В марте месяце сорок пятого нас эшелоном отправили на фронт. Через Молдавию и Румынию нас привезли на территорию Венгрии и выгрузили в районе города Секешфехервар.
- Налеты немецкой авиация на ваш эшелон были?
- Нет, ни разу. От места выгрузки до передовой мы двигались своим ходом. Там, около этого венгерского города, и произошел мой первый бой.
Когда мы шли на передовую, местность вокруг была сильно заболоченной и не было возможности соблюдать скрытность передвижения. Мы сами шли по колено в грязи и тащили своих лошадей, которые тоже увязали по самое пузо. Пушки приходилось вытаскивать из этой жижи и, как и раньше, тоже тащить их на себе. Трудно было двигаться, но мы выбрались. Зато нам удалось внезапно появиться на передовой: немцы рассчитывали, что мы пойдем по дороге, а мы выбрали для себя не самый легкий и удобный путь.
- На позиции выходили только артиллеристы?
- Нет, с нами шла и пехота. Всем перед этим строго-настрого приказали соблюдать тишину, курить тоже запретили.

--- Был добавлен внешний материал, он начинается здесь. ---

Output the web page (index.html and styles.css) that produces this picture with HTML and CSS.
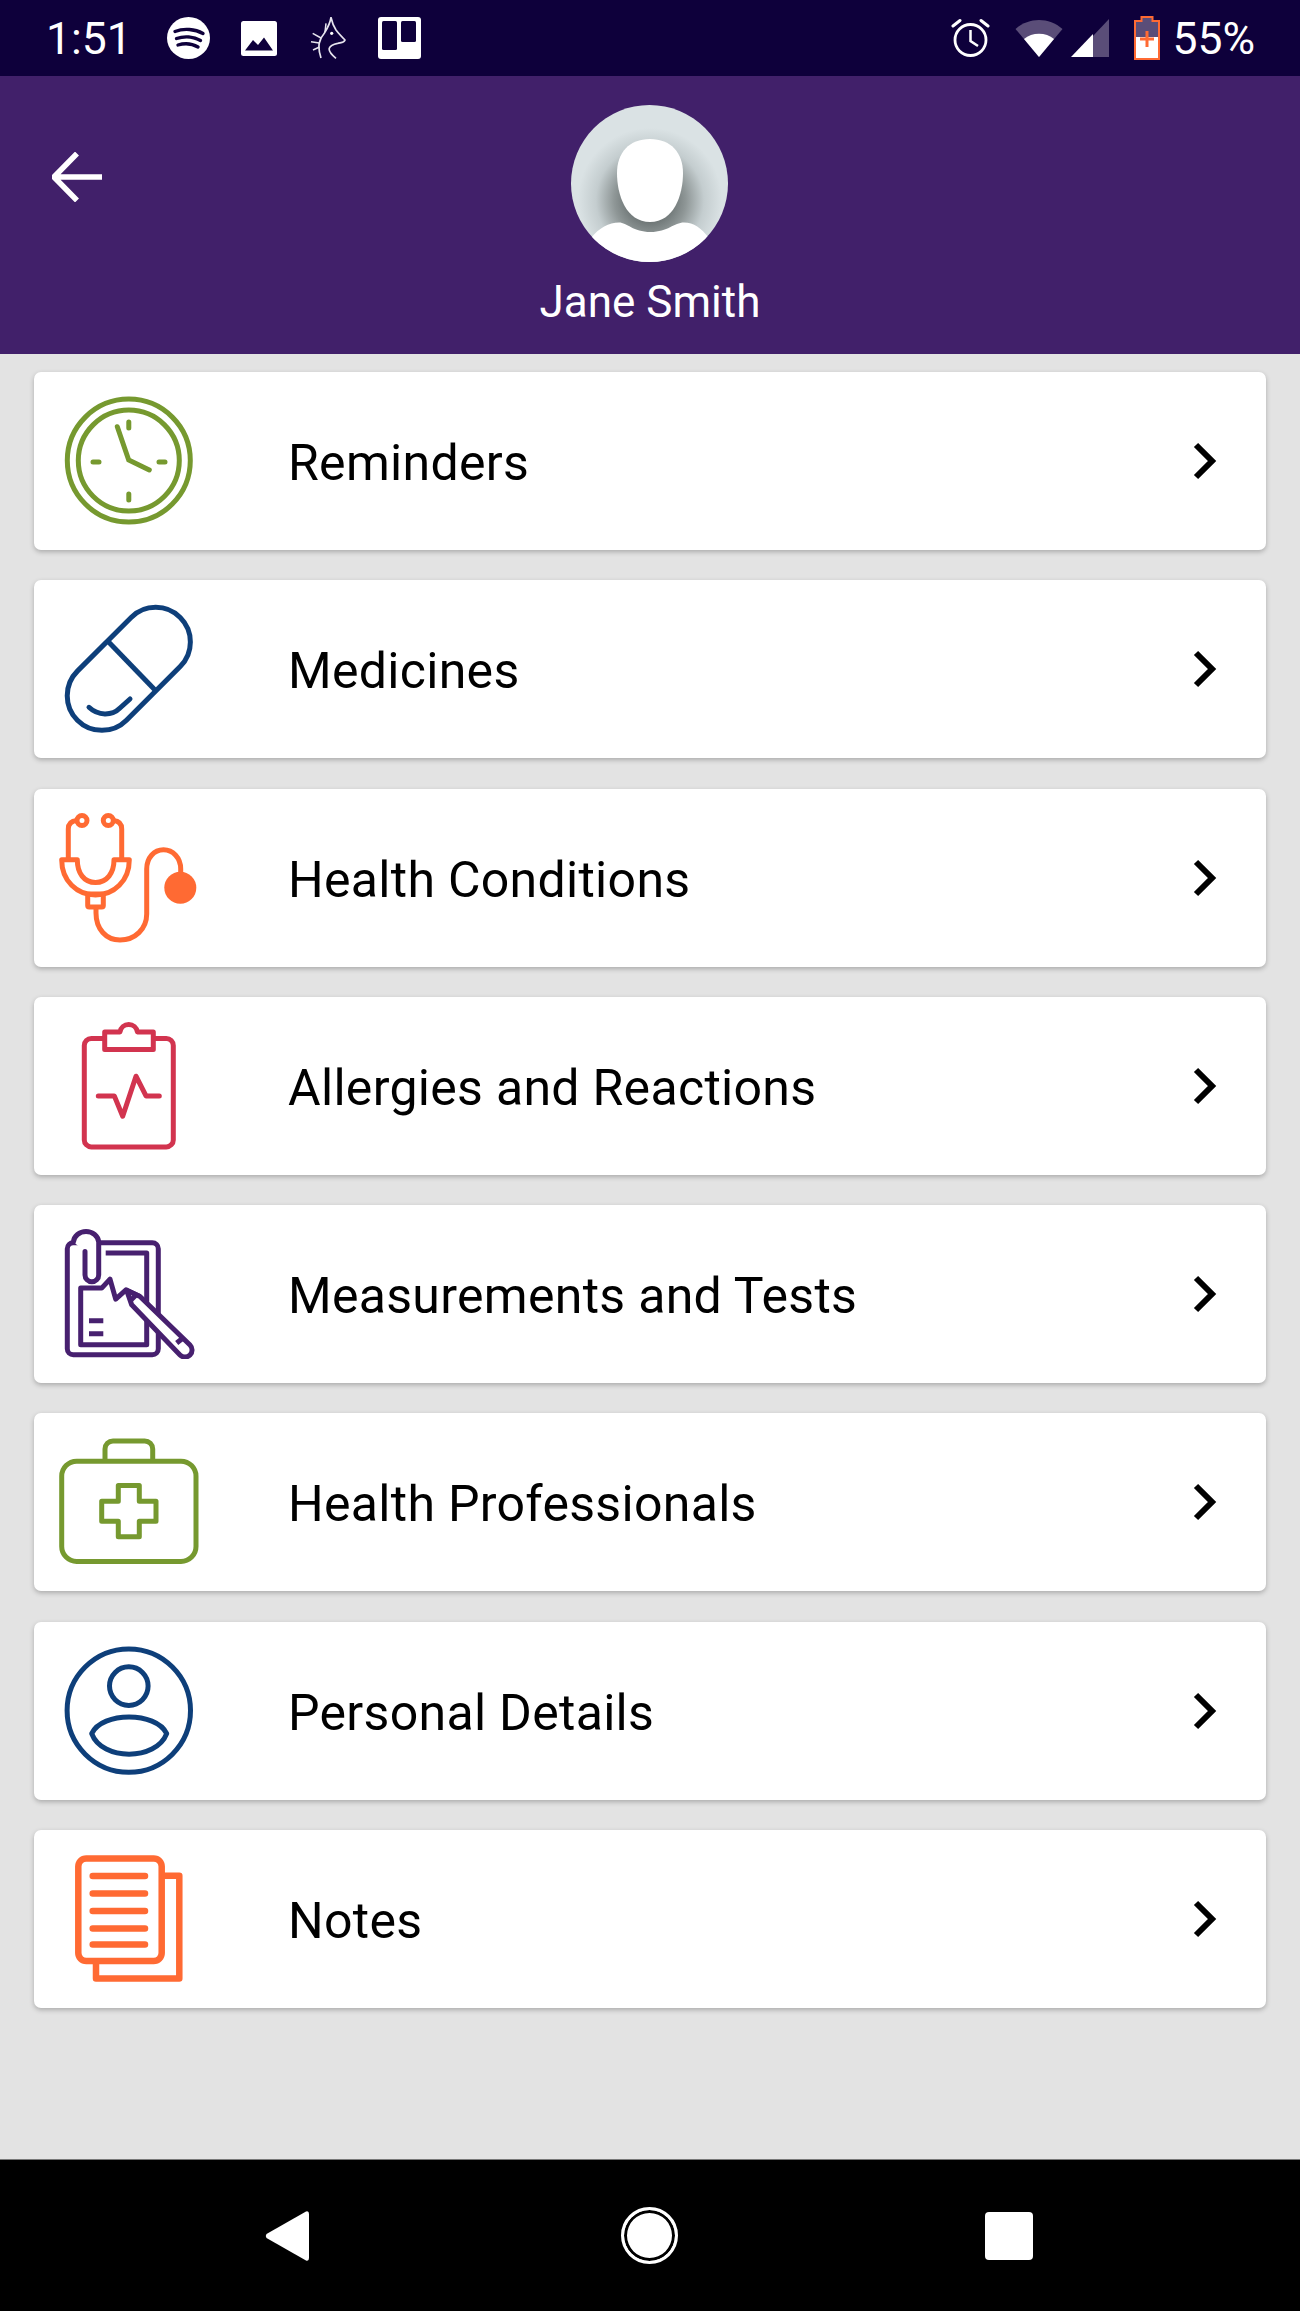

Только мы вышли на передовую, еще не успели разместиться на позициях, как практически сразу вступили в бой. Немцы хорошо подготовились к бою, но пустить на наши позиции бронетехнику ввиду заболоченности местности они не смогли. Первый мой бой проходил в такой суматохе, что он мне практически не запомнился. Пехота первой пошла в бой, мы стали поддерживать ее огнем, подавляя огневые точки противника, уничтожая их орудия и пулеметы. Несмотря на то, сколько сил нами было затрачено на выдвижение к позициям и отсутствие времени на подготовку к бою, это сражение для нас закончилось весьма удачно. Только когда завершился бой, мы наконец-то смогли очистить свои пушки от болотной грязи, заодно и сами привели себя в порядок.
- А если бы немцы пустили на ваши позиции танки?
- Наша пятидесятимиллиметровая пушка отличалась очень хорошей пробиваемостью. Орудие имело длинный ствол, в котором снаряд сильно разгонялся и если оно было хорошо пристреляно, то можно было вести довольно меткий огонь, поражая бронированные цели. Кучность стрельбы у этой пушки была отличной. Когда у нас были учебные стрельбы из этих орудий, мы должны были поразить фанерную мишень “пулеметное гнездо”. Нам давали для стрельбы три снаряда, и я их положил в мишень так, что из попаданий получился треугольник.
- Орудия на позициях маскировались?
- А как же. Когда это было необходимо, обязательно маскировались. Для этого в ход шли любые подручные средства и материалы: укладывали поверх орудия ветки, накрывали его плащ-палаткой, натягивали маскировочную сеть.
- Были неудачные позиции?
- Я бы сказал, что нет. Если бы у нас позиции были неудачными, то я бы тут не сидел и не разговаривал.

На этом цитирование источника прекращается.